-- GIVEN INSTRUCTION --
Write out each line in which the string "styles" is present.

-- DATA IN THIS EXERCISE --
__________

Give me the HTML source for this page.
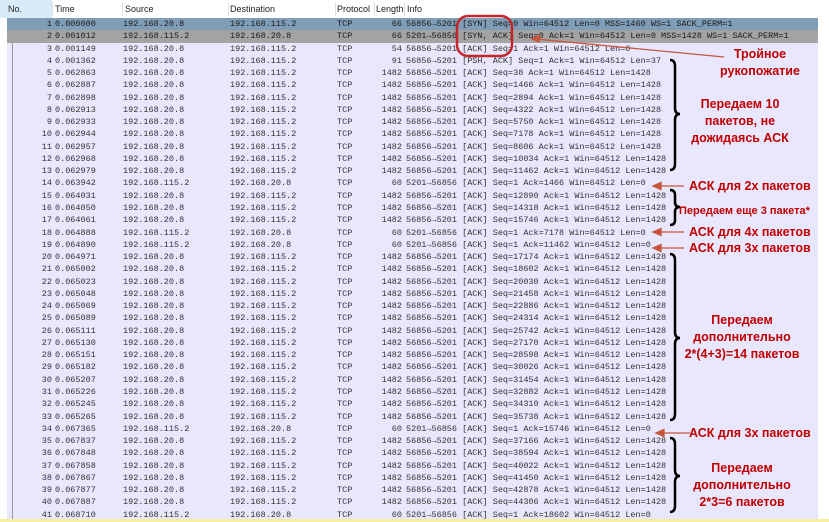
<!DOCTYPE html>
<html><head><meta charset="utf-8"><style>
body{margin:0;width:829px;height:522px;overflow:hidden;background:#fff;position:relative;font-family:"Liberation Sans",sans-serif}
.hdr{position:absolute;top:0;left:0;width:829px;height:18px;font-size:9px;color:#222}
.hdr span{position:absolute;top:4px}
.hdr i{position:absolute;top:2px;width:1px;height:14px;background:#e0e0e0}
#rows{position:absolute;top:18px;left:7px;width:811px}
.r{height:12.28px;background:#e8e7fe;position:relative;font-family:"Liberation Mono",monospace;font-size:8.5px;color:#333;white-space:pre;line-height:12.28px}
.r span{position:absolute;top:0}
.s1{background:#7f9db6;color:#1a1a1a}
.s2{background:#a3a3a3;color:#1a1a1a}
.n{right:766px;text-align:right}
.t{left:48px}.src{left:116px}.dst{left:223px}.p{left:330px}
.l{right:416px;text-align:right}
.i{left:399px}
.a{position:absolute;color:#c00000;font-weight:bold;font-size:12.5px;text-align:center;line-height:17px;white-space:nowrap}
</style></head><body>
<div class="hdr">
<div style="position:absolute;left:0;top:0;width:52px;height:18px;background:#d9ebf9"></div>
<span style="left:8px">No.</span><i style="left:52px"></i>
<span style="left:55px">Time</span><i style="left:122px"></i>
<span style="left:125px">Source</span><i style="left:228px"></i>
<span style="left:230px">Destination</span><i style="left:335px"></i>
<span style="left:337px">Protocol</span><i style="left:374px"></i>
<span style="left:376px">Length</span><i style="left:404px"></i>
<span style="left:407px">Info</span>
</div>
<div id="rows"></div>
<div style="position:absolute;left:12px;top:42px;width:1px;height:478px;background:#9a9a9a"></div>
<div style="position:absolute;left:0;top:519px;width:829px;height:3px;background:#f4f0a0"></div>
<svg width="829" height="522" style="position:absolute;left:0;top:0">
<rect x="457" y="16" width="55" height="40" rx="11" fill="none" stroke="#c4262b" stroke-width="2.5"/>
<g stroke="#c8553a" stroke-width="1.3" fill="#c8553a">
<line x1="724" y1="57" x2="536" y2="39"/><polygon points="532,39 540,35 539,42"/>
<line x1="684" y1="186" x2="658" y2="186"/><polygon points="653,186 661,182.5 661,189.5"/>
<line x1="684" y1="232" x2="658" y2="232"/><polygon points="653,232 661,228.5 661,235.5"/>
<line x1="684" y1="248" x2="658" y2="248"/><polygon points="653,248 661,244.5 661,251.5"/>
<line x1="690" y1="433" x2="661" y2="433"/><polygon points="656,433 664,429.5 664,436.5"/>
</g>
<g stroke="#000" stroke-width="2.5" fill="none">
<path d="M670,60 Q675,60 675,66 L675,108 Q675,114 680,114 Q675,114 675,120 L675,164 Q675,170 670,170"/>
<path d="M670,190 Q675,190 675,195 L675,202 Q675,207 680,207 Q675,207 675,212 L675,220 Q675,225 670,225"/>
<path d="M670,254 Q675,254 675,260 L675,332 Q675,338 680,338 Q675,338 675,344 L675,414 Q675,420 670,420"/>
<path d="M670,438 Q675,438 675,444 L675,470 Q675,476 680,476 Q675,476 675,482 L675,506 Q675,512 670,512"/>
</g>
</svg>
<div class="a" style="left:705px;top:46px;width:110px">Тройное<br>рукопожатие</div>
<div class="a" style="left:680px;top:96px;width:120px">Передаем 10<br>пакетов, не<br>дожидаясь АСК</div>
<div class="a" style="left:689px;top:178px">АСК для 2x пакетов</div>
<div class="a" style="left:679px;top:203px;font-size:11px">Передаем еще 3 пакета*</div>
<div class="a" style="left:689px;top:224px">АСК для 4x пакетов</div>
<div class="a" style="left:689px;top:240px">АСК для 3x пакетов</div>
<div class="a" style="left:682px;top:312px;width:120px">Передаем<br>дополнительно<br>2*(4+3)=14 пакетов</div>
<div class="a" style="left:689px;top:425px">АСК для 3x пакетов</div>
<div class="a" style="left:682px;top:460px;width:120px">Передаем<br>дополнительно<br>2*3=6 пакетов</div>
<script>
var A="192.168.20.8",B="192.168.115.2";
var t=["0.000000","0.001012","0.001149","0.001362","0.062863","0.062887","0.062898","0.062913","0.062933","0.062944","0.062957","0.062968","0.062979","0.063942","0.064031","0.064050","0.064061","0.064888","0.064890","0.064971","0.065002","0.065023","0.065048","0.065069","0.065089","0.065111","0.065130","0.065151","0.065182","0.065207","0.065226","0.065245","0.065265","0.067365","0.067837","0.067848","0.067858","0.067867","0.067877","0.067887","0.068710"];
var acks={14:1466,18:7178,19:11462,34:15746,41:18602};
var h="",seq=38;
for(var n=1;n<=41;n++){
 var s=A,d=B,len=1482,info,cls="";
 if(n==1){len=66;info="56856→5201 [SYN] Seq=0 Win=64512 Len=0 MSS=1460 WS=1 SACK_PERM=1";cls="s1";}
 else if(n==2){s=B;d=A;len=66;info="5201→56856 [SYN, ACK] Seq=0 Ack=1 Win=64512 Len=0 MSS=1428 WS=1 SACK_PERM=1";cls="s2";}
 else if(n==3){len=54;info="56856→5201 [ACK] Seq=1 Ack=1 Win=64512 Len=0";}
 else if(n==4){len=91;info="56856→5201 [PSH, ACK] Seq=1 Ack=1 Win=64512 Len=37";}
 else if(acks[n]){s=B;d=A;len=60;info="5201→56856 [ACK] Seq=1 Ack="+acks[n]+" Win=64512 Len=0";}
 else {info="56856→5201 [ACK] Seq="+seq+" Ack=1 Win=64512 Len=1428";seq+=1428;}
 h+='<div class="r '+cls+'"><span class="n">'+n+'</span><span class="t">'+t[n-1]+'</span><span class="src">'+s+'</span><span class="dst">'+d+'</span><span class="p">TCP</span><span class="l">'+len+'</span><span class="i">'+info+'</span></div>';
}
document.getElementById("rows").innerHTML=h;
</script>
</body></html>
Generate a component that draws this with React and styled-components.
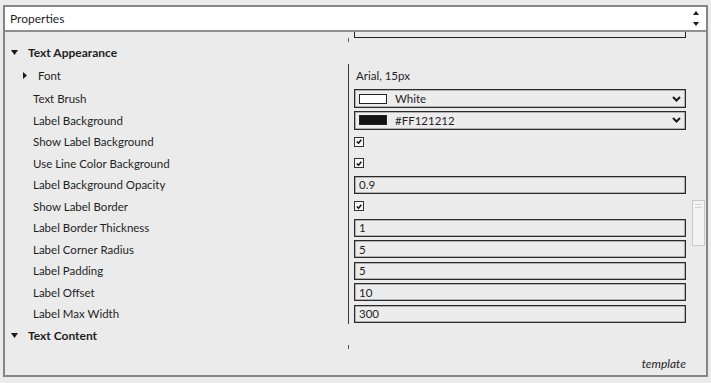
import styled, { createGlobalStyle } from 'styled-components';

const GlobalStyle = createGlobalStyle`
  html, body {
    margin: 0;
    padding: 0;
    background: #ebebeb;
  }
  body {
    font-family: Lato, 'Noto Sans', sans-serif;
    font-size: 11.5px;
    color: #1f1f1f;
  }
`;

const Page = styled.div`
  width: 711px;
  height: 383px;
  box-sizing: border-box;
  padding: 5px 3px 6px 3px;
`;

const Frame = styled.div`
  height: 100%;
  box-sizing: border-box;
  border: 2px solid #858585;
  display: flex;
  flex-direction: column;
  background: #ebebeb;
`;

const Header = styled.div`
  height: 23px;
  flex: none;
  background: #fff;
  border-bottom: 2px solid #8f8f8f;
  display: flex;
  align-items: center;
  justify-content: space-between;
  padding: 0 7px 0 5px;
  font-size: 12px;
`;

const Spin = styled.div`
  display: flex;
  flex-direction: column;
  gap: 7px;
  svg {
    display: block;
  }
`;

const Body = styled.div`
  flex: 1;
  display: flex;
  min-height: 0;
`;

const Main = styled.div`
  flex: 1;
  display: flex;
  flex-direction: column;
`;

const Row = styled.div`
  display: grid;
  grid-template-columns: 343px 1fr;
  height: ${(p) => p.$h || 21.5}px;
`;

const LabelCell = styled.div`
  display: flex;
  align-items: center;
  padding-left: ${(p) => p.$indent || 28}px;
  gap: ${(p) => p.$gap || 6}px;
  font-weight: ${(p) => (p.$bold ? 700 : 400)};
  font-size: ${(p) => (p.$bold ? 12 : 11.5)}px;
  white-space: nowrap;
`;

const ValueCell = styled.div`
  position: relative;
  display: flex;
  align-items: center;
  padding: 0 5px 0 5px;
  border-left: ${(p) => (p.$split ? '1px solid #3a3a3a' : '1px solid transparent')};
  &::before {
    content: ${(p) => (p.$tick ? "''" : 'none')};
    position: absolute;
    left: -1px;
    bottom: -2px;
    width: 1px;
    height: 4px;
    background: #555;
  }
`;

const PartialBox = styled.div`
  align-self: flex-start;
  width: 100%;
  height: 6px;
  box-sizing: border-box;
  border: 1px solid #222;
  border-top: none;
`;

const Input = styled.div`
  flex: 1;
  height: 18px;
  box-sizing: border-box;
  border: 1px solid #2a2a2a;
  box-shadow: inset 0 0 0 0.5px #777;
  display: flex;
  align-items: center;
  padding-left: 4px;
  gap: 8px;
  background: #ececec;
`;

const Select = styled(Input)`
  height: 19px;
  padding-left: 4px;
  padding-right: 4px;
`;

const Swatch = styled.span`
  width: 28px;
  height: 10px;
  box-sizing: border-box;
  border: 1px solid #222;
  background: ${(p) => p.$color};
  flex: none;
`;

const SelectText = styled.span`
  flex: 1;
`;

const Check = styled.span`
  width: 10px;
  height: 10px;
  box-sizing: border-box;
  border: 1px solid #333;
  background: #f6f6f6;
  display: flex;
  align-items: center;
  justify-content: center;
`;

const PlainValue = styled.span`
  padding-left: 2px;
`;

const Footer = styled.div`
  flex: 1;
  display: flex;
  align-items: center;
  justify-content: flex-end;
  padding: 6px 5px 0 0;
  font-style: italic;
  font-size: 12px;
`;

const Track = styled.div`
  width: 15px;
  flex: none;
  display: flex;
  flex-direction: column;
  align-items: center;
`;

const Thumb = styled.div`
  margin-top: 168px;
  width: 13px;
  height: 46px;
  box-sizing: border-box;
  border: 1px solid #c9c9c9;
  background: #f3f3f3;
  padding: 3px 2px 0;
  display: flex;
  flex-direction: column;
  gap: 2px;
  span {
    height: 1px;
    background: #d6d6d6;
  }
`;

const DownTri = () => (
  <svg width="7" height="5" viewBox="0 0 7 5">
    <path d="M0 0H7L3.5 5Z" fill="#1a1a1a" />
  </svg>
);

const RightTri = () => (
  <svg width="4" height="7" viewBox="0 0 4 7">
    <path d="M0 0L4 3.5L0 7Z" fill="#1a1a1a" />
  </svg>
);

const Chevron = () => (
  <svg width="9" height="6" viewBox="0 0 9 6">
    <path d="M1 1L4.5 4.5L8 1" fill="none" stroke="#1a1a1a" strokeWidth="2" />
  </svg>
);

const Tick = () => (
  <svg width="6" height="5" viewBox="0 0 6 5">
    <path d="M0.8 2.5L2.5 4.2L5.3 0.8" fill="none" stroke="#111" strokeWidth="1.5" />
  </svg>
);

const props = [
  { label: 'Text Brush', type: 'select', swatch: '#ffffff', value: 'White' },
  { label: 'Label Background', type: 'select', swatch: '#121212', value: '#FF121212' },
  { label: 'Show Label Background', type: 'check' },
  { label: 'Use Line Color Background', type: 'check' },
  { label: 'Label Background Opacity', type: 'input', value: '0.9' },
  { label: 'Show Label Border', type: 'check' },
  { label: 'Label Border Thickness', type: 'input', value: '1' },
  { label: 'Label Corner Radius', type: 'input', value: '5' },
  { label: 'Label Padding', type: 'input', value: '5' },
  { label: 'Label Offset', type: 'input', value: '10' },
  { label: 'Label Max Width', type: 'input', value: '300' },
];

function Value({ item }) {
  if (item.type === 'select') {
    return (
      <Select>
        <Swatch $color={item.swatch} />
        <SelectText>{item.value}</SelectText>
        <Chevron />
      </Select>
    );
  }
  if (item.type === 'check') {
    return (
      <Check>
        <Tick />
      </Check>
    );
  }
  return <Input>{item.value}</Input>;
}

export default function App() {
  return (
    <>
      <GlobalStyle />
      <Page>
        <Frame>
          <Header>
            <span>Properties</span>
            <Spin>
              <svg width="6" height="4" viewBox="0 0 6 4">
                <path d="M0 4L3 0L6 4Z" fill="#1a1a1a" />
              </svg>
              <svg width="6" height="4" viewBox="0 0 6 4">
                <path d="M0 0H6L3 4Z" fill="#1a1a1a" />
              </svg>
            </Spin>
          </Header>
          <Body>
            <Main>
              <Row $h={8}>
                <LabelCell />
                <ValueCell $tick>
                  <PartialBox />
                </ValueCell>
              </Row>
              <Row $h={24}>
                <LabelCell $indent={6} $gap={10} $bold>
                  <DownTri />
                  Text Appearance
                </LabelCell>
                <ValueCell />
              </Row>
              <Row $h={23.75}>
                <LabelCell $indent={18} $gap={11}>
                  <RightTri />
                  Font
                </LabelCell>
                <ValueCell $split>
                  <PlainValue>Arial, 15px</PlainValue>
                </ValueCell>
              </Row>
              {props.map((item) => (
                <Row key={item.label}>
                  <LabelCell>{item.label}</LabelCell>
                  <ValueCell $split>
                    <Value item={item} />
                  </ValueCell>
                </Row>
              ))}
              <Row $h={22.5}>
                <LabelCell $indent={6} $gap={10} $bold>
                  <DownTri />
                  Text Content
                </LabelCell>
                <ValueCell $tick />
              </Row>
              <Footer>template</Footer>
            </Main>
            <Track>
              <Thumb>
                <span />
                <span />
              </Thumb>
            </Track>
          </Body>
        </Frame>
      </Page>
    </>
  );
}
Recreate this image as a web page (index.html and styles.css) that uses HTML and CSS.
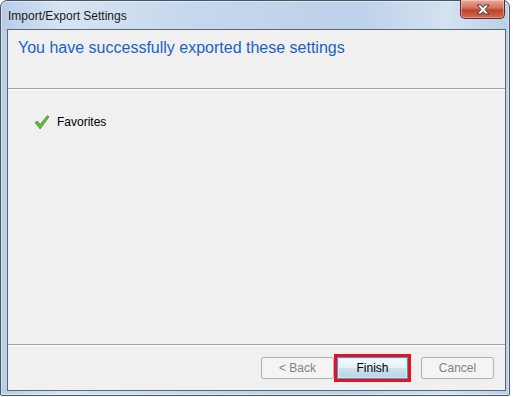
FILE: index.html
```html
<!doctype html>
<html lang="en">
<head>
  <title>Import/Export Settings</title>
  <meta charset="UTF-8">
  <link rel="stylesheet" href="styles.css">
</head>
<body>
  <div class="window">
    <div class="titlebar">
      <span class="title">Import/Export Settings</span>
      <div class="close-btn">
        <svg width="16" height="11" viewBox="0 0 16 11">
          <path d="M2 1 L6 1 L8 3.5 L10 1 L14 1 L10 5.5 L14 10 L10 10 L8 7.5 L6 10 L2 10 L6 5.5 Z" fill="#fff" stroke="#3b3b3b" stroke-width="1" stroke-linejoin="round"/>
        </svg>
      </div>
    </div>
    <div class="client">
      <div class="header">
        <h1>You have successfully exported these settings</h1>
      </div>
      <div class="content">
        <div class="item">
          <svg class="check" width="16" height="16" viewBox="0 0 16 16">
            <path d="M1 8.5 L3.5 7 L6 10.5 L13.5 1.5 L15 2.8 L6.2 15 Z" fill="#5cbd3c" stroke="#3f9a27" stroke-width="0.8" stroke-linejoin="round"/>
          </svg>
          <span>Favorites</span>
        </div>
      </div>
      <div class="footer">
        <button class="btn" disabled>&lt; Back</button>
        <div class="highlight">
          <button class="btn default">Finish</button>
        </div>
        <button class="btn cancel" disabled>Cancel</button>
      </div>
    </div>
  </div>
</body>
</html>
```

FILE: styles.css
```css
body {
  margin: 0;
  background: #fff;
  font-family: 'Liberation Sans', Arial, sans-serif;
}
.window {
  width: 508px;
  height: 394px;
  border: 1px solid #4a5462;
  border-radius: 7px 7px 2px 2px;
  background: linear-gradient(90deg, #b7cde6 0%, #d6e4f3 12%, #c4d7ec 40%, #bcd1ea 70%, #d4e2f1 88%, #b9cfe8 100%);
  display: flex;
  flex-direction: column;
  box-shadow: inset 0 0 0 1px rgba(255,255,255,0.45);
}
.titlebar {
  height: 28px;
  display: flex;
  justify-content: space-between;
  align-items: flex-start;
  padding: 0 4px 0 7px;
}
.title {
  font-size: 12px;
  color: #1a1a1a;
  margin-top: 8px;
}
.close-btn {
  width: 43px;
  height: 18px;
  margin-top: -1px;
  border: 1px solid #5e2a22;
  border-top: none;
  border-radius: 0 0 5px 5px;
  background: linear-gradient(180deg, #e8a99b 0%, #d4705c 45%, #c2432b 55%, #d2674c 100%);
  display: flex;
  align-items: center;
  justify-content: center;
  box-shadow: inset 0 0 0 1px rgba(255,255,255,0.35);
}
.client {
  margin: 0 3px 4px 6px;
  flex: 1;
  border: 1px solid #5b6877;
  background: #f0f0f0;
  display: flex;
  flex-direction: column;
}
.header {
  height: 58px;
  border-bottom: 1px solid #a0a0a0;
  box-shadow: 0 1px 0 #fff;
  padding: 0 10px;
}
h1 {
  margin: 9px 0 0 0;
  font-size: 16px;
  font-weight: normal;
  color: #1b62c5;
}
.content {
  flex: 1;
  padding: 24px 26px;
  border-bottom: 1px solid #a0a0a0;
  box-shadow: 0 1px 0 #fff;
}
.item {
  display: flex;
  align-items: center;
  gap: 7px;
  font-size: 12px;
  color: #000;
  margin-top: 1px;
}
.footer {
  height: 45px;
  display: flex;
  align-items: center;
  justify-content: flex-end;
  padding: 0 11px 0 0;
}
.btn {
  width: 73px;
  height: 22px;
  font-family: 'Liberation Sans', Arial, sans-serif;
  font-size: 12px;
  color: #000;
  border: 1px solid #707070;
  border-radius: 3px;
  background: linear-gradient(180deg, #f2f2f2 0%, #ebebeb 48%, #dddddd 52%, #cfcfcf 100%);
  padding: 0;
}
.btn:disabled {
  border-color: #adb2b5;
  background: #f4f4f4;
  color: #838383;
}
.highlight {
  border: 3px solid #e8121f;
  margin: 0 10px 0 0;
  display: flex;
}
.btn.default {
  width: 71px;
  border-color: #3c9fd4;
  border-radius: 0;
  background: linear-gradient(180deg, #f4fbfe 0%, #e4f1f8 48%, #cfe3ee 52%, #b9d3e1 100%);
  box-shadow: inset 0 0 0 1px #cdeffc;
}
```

__________

-- RESULT OF THE EXERCISE --
Recreate this image as a web page (index.html and styles.css) that uses HTML and CSS.
  <link rel="stylesheet" href="styles.css">
FILE: styles.css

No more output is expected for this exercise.